De fait, selon nos informations, Dstorage avait expliqué aux juges que 1fichier.com ne devait nullement être confondu avec le site http://www.1fichier.co, site effectivement litigieux, mais… totalement étranger à 1fichier.com.

Dstorage est donc une nouvelle fois poussé vers la sortie par les prestataires monétiques, sous la pression des conditions dictées par les géants des cartes de paiement. Le site, qui ne s’appuie pas sur la publicité conformément à la volonté de son fondateur, n’a plus beaucoup d’alternatives : ou bien baisser le rideau à brève échéance, ou bien opter pour la pub. Sachant que sur ce créneau, une charte similaire à celle des acteurs du paiement a elle aussi été signée sous les dorures du ministère de la Culture. Elle pourrait donc répliquer la mésaventure actuelle de cet acteur français.

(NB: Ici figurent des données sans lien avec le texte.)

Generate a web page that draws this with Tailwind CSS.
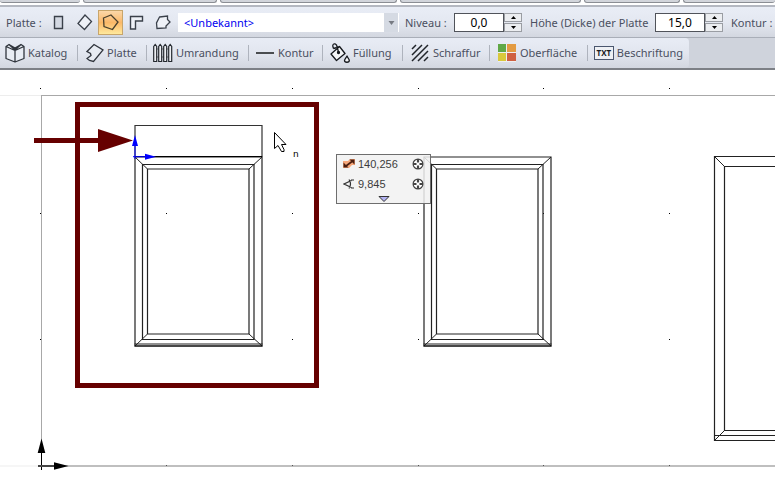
<!DOCTYPE html>
<html lang="de" class="h-full">

<head>
    <meta charset="UTF-8">
    <meta name="viewport" content="width=device-width, initial-scale=1.0">
    <title>Platte</title>
    <script src="https://cdn.jsdelivr.net/npm/@tailwindcss/browser@4"></script>
</head>

<body class="flex h-full min-h-screen flex-col overflow-hidden bg-white font-['Noto_Sans','Open_Sans',sans-serif] text-[11px] leading-4 text-[#4a4f60]">
    <!-- Lower edge of the document tabs -->
    <div class="flex h-[3px] shrink-0 gap-[3px] bg-white" aria-hidden="true">
        <div class="w-20 shrink-0 rounded-b-sm border-b border-[#8b8e94] bg-[#d2d5db]"></div>
        <div class="w-[134px] shrink-0 rounded-b-sm border-x border-b border-[#8b8e94] bg-[#d2d5db]"></div>
        <div class="w-[177px] shrink-0 rounded-b-sm border-x border-b border-[#8b8e94] bg-[#d2d5db]"></div>
        <div class="w-[181px] shrink-0 rounded-b-sm border-x border-b border-[#8b8e94] bg-[#d2d5db]"></div>
        <div class="w-24 shrink-0 rounded-b-sm border-x border-b border-[#8b8e94] bg-[#d2d5db]"></div>
        <div class="grow rounded-b-sm border-l border-b border-[#8b8e94] bg-[#d2d5db]"></div>
    </div>
    <div class="h-0.5 shrink-0 bg-white"></div>

    <!-- Properties -->
    <form class="flex h-8 shrink-0 items-center overflow-hidden border-t-2 border-[#b4b8c1] bg-linear-to-b from-[#e9edf6] via-[#e4e8f1] to-[#d3d7e0] pt-px pl-1.5 whitespace-nowrap">
        <span class="w-10 shrink-0">Platte :</span>
        <div class="flex w-[132px] shrink-0 items-center gap-px">
            <button type="button" aria-label="Rechteck" class="flex h-[25px] w-[25px] items-center justify-center">
                <svg width="19" height="19" fill="#d3d8e2" stroke="#3a404a" stroke-width="1.4"><path d="M5.500 3.500h8v12h-8z"/></svg>
            </button>
            <button type="button" aria-label="Gedrehtes Rechteck" class="flex h-[25px] w-[25px] items-center justify-center">
                <svg width="19" height="19" fill="#eef1f7" stroke="#3a404a" stroke-width="1.3"><path d="M10 2L16.500 8.500L9.500 16.500L3 10.500Z"/></svg>
            </button>
            <button type="button" aria-label="Polygon" aria-pressed="true" class="flex h-[25px] w-[25px] items-center justify-center border border-[#c8a56a] bg-linear-to-b from-[#fbd7a8] via-[#fab868] to-[#ffe99c]">
                <svg width="19" height="19" fill="none" stroke="#49402d" stroke-width="1.3"><path d="M2.500 5L10 2L17 9L11.500 16.500L3 13.500Z"/></svg>
            </button>
            <button type="button" aria-label="Winkel" class="flex h-[25px] w-[25px] items-center justify-center">
                <svg width="19" height="19" fill="#eef1f7" stroke="#3a404a" stroke-width="1.4"><path d="M3.500 3.500h12v4.500h-7v8h-5z"/></svg>
            </button>
            <button type="button" aria-label="Freie Form" class="flex h-[25px] w-[25px] items-center justify-center">
                <svg width="19" height="19" fill="#eef1f7" stroke="#3a404a" stroke-width="1.3"><path d="M6.500 4L14.500 3V6.500L17 9L13 13V15L4 15.500L3.500 10Z"/></svg>
            </button>
        </div>
        <div class="relative h-[19px] w-[221px] shrink-0">
            <select aria-label="Material" class="h-[19px] w-full appearance-none bg-white pl-1.5 font-['Noto_Sans'] text-[11px] leading-[19px] text-[#0000f0]">
                <option>&lt;Unbekannt&gt;</option>
            </select>
            <span class="pointer-events-none absolute top-0 right-px flex h-[19px] w-3.5 items-center justify-center bg-[#d5dae3]">
                <svg width="7" height="4" fill="#777b83"><path d="M0.500 0h6L3.500 4z"/></svg>
            </span>
        </div>
        <label for="niveau" class="ml-1.5 w-[49px] shrink-0">Niveau :</label>
        <input id="niveau" value="0,0" class="h-[19px] w-[50px] shrink-0 border border-[#50535a] bg-white text-center text-xs text-black">
        <div class="flex w-[18px] shrink-0 flex-col gap-px">
            <button type="button" aria-label="Niveau erhöhen" class="flex h-[9px] items-center justify-center border border-[#9a9da3] bg-[#eceef1]"><svg width="5" height="3"><path d="M0 3h5L2.500 0z"/></svg></button>
            <button type="button" aria-label="Niveau verringern" class="flex h-[9px] items-center justify-center border border-[#9a9da3] bg-[#eceef1]"><svg width="5" height="3"><path d="M0 0h5L2.500 3z"/></svg></button>
        </div>
        <label for="dicke" class="ml-2 w-[125px] shrink-0">Höhe (Dicke) der Platte</label>
        <input id="dicke" value="15,0" class="h-[19px] w-[50px] shrink-0 border border-[#50535a] bg-white text-center text-xs text-black">
        <div class="flex w-[18px] shrink-0 flex-col gap-px">
            <button type="button" aria-label="Dicke erhöhen" class="flex h-[9px] items-center justify-center border border-[#9a9da3] bg-[#eceef1]"><svg width="5" height="3"><path d="M0 3h5L2.500 0z"/></svg></button>
            <button type="button" aria-label="Dicke verringern" class="flex h-[9px] items-center justify-center border border-[#9a9da3] bg-[#eceef1]"><svg width="5" height="3"><path d="M0 0h5L2.500 3z"/></svg></button>
        </div>
        <span class="ml-2 shrink-0">Kontur :</span>
    </form>

    <!-- Categories -->
    <nav class="flex h-[33px] shrink-0 overflow-hidden border-t border-b-2 border-t-[#a9aeb8] border-b-[#7d8086] bg-[#cfd3dc] whitespace-nowrap">
        <div class="flex items-center rounded-r-sm bg-linear-to-b from-[#e8ecf5] via-[#e2e6ef] to-[#d3d7e0] pr-1.5 pl-[5px]">
            <button class="flex h-6 w-[72px] shrink-0 items-center gap-[3px]">
                <svg width="20" height="20" fill="#e8ecf3" stroke="#30353d" stroke-width="1.3" stroke-linejoin="round"><path d="M10 5L4 1.500L1 3.500V15.500L10 19L19 15.500V3.500L16 1.500L10 5V19M1 3.500L10 7.500L19 3.500M4 1.500L10 7M16 1.500L10 7"/></svg>
                Katalog
            </button>
            <span class="h-4 w-px shrink-0 bg-[#aeb3bd]"></span>
            <button class="ml-2 flex h-6 w-[60px] shrink-0 items-center gap-[3px]">
                <svg width="18" height="20" fill="#e8ecf3" stroke="#30353d" stroke-width="1.300"><path d="M8 1.500L17 7L7.500 18.500L3.500 17.500L1 15.500L5 12.500L4.500 10.500L1 8.500Z"/></svg>
                Platte
            </button>
            <span class="h-4 w-px shrink-0 bg-[#aeb3bd]"></span>
            <button class="ml-1.5 flex h-6 w-[95px] shrink-0 items-center gap-[3px]">
                <svg width="20" height="20" fill="#eef0f4" stroke="#25292f" stroke-width="1.200"><path d="M1 6h18M1 14h18" stroke="#777"/><path d="M0.700 18.500V3.500L2.200 1.500L3.700 3.500V18.500zM5.700 18.500V3.500L7.200 1.500L8.700 3.500V18.500zM10.700 18.500V3.500L12.200 1.500L13.700 3.500V18.500zM15.700 18.500V3.500L17.200 1.500L18.700 3.500V18.500z"/></svg>
                Umrandung
            </button>
            <span class="h-4 w-px shrink-0 bg-[#aeb3bd]"></span>
            <button class="ml-[7px] flex h-6 w-[66px] shrink-0 items-center gap-1">
                <svg width="18" height="20" stroke="#4a4d50" stroke-width="2"><path d="M0 10h18"/></svg>
                Kontur
            </button>
            <span class="h-4 w-px shrink-0 bg-[#aeb3bd]"></span>
            <button class="ml-[7px] flex h-6 w-[72px] shrink-0 items-center gap-[3px]">
                <svg width="20" height="20" fill="none" stroke="#15181c" stroke-width="1.300" stroke-linejoin="round"><path d="M1 11L9.500 3.500L15 10.500L6.500 17.500Z" fill="#f4f5f7"/><path d="M3.500 5.500C1.500 1 4.500 -0.500 6.500 2L8.500 9M3.500 5.500L9 4"/><circle cx="8.500" cy="9.500" r="1" fill="#15181c"/><path d="M17 13C15.500 15.500 14.500 16.500 14.500 17.500C14.500 19.800 19.300 19.800 19.300 17.500C19.300 16.500 18.200 15.500 17 13Z" fill="#f4f5f7"/></svg>
                Füllung
            </button>
            <span class="h-4 w-px shrink-0 bg-[#aeb3bd]"></span>
            <button class="ml-2 flex h-6 w-[78px] shrink-0 items-center gap-1">
                <svg width="18" height="18" stroke="#20242a" stroke-width="1.500"><path d="M1 5L5 1M1 11L11 1M1 17L17 1M7 17L17 7M13 17L17 13"/></svg>
                Schraffur
            </button>
            <span class="h-4 w-px shrink-0 bg-[#aeb3bd]"></span>
            <button class="ml-2 flex h-6 w-[89px] shrink-0 items-center gap-1">
                <svg width="18" height="18"><path fill="#eceef1" d="M0 0h18v18H0z"/><path fill="#60a846" d="M0 0h8v8H0z"/><path fill="#e39b42" d="M9 0h9v8H9z"/><path fill="#d9c83c" d="M0 9h8v8H0z"/><path fill="#cf6142" d="M9 9h9v8H9z"/></svg>
                Oberfläche
            </button>
            <span class="h-4 w-px shrink-0 bg-[#aeb3bd]"></span>
            <button class="ml-1.5 flex h-6 w-[89px] shrink-0 items-center gap-[3px]">
                <span class="flex h-3.5 w-5 items-center justify-center border border-[#4a566e] bg-[#eef0f4] font-['Open_Sans'] text-[8px] leading-3 font-bold text-[#181a1e]">TXT</span>
                Beschriftung
            </button>
        </div>
    </nav>

    <!-- Drawing area -->
    <main class="relative min-h-0 grow overflow-hidden bg-white">
        <svg class="block h-full w-full" role="img" aria-label="Grundriss">
            <defs>
                <g id="fenster" fill="none" stroke="#222" stroke-width="1.2">
                    <path d="M0.500 0.500h127v189h-127z"/>
                    <path d="M8 8h111.500v175H8z"/>
                    <path d="M13 12.500h101.500v165H13z"/>
                    <path d="M0.500 0.500L13 12.500M127.500 0.500L114.500 12.500M0.500 189.500L13 177.500M127.500 189.500L114.500 177.500" stroke-width="1"/>
                    <path d="M0 187.500h128"/>
                    <path d="M0 189.500h128" stroke="#000" stroke-width="1"/>
                </g>
            </defs>
            <g transform="translate(0 -70)">
                <path d="M0 95.500h41M0 466h41" stroke="#ededed"/>
                <path d="M41 95.500h2000M41.500 95v371" stroke="#a8a8a8"/>
                <path d="M41 466h2000" stroke="#bfbfbf" stroke-width="2"/>
                <!-- Grid points -->
                <g shape-rendering="crispEdges" fill="#000">
                    <path d="M40 88h1v1h-1zM166 88h1v1h-1zM292 88h1v1h-1zM418 88h1v1h-1zM543 88h1v1h-1zM669 88h1v1h-1z"/>
                    <path d="M40 213h1v1h-1zM166 213h1v1h-1zM292 213h1v1h-1zM418 213h1v1h-1zM543 213h1v1h-1zM669 213h1v1h-1z"/>
                    <path d="M40 339h1v1h-1zM166 339h1v1h-1zM292 339h1v1h-1zM418 339h1v1h-1zM543 339h1v1h-1zM669 339h1v1h-1z"/>
                    <path d="M166 465h1v1h-1zM292 465h1v1h-1zM418 465h1v1h-1zM543 465h1v1h-1zM669 465h1v1h-1z" fill="#555"/>
                </g>

                <path d="M77.500 104.500h239v281h-239z" fill="none" stroke="#600" stroke-width="5"/>

                <use href="#fenster" x="134.500" y="156.500"/>
                <use href="#fenster" x="423.500" y="156.500"/>
                <path d="M135 157V125.500h127V157" fill="none" stroke="#333" stroke-width="1.2"/>
                <path d="M135 156.500h127" stroke="#000"/>
                <g fill="none" stroke="#222" stroke-width="1.2">
                    <path d="M2041 156.500H714.500V440.500H2041M2041 166.500H724.500V430.500H2041M714.500 435.500H2041"/>
                    <path d="M714.500 156.500L724.500 166.500M714.500 440.500L724.500 430.500" stroke-width="1"/>
                </g>

                <path d="M34 138h64v-9l35 11.500L98 152v-9H34z" fill="#600"/>

                <g stroke="#00f" fill="#00f">
                    <path d="M135 159V145M133 156.700h13"/>
                    <path d="M135 135l3 11h-6zM156 156.700l-11 3v-6z" stroke="none"/>
                </g>
                <g fill="#000">
                    <path d="M41.500 470V450" stroke="#000"/>
                    <path d="M38 466h17" stroke="#444" stroke-width="2"/>
                    <path d="M41.500 438.500l3.800 14.500h-7.600zM68.500 466L54 462.200v7.600z"/>
                </g>

                <path d="M274.500 132.500v16l3.500-3l3.500 6h2.500v-2l-2.500-5h4.500z" fill="#fff" stroke="#000"/>
                <text x="293" y="157" class="fill-black font-['DejaVu_Sans'] text-[9px]">n</text>
            </g>
        </svg>

        <!-- Coordinate input next to the cursor -->
        <form class="absolute top-[84px] left-[336px] w-[95px] bg-[#f1f1f1]/85 px-[7px] font-['Liberation_Sans',Arial,sans-serif] text-[#3c3c3c] outline -outline-offset-1 outline-[#6e6e6e]">
            <div class="flex h-5 items-center">
                <label for="abstand" aria-label="Abstand" class="w-[15px] shrink-0">
                    <svg width="12" height="10"><path d="M0 2h5l2-2h5v6h-3L6 9H0z" fill="#f6a77a"/><path d="M3 7L9 2.500" stroke="#4a1e10" stroke-width="1.600"/><path d="M6.500 0.500h5v5zM0.500 3.500v5h5z" fill="#4a1e10"/></svg>
                </label>
                <input id="abstand" value="140,256" class="h-4 w-0 grow bg-transparent text-[11px]">
                <button type="button" aria-label="Abstand fixieren">
                    <svg width="12" height="12" fill="none" stroke="#444"><circle cx="6" cy="6" r="4.900" fill="#fff" stroke-width="1.200"/><path d="M6 1v3.500M6 7.500V11M1 6h3.500M7.500 6H11" stroke-width="2.200"/></svg>
                </button>
            </div>
            <div class="flex h-5 items-center">
                <label for="winkel" aria-label="Winkel" class="w-[15px] shrink-0">
                    <svg width="12" height="10" fill="none" stroke="#333" stroke-width="1.200"><path d="M8.500 1.500L1 5L8.500 8.500M6 0.500Q9 5 6 9.500M8 1h3M8 9h3"/></svg>
                </label>
                <input id="winkel" value="9,845" class="h-4 w-0 grow bg-transparent text-[11px]">
                <button type="button" aria-label="Winkel fixieren">
                    <svg width="12" height="12" fill="none" stroke="#444"><circle cx="6" cy="6" r="4.900" fill="#fff" stroke-width="1.200"/><path d="M6 1v3.500M6 7.500V11M1 6h3.500M7.500 6H11" stroke-width="2.200"/></svg>
                </button>
            </div>
            <button type="button" aria-label="Mehr" class="flex h-2.5 w-full items-center justify-center">
                <svg width="12" height="7" fill="#b4b4f4" stroke="#333"><path d="M1 0.500h10L6 5.500z"/></svg>
            </button>
        </form>
    </main>
</body>

</html>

On remarquera pour finir que la Hadopi, qui a présenté hier son rapport annuel, s’est quelque peu émue de l’approche Follow The Money telle que suivie en France. Alors qu'à l'étranger, comme au Royaume-Uni, est prévue l’intervention de l’autorité publique, dans notre pays le sujet est laissé entre les mains des ayants droit et des intermédiaires de paiement, sous le déguisement de chartes parrainées par la Rue de Valois où sont dressées des listes noires non-CADAifiables.

Les conséquences mises en lumière par les multiples affaires DStorage sont pourtant limpides : un acteur placé sous ces listes noires éprouve de lourdes difficultés pour se défendre. De son côté, la Hadopi plaide aussi pour « l’intervention d’une autorité publique », solution qui « semble de nature à garantir l’objectivité de l’analyse retenue pour le recensement dans la liste ».

Toujours dans ce rapport, cette autorité publique serait alors « un tiers impartial, le cas échéant, doté d’un organe collégial composé de personnes présentant des garanties de compétence et d’indépendance, magistrats notamment. Elle serait en position de contacter les sites avant leur inscription sur la liste afin de mettre en œuvre un certain contradictoire ».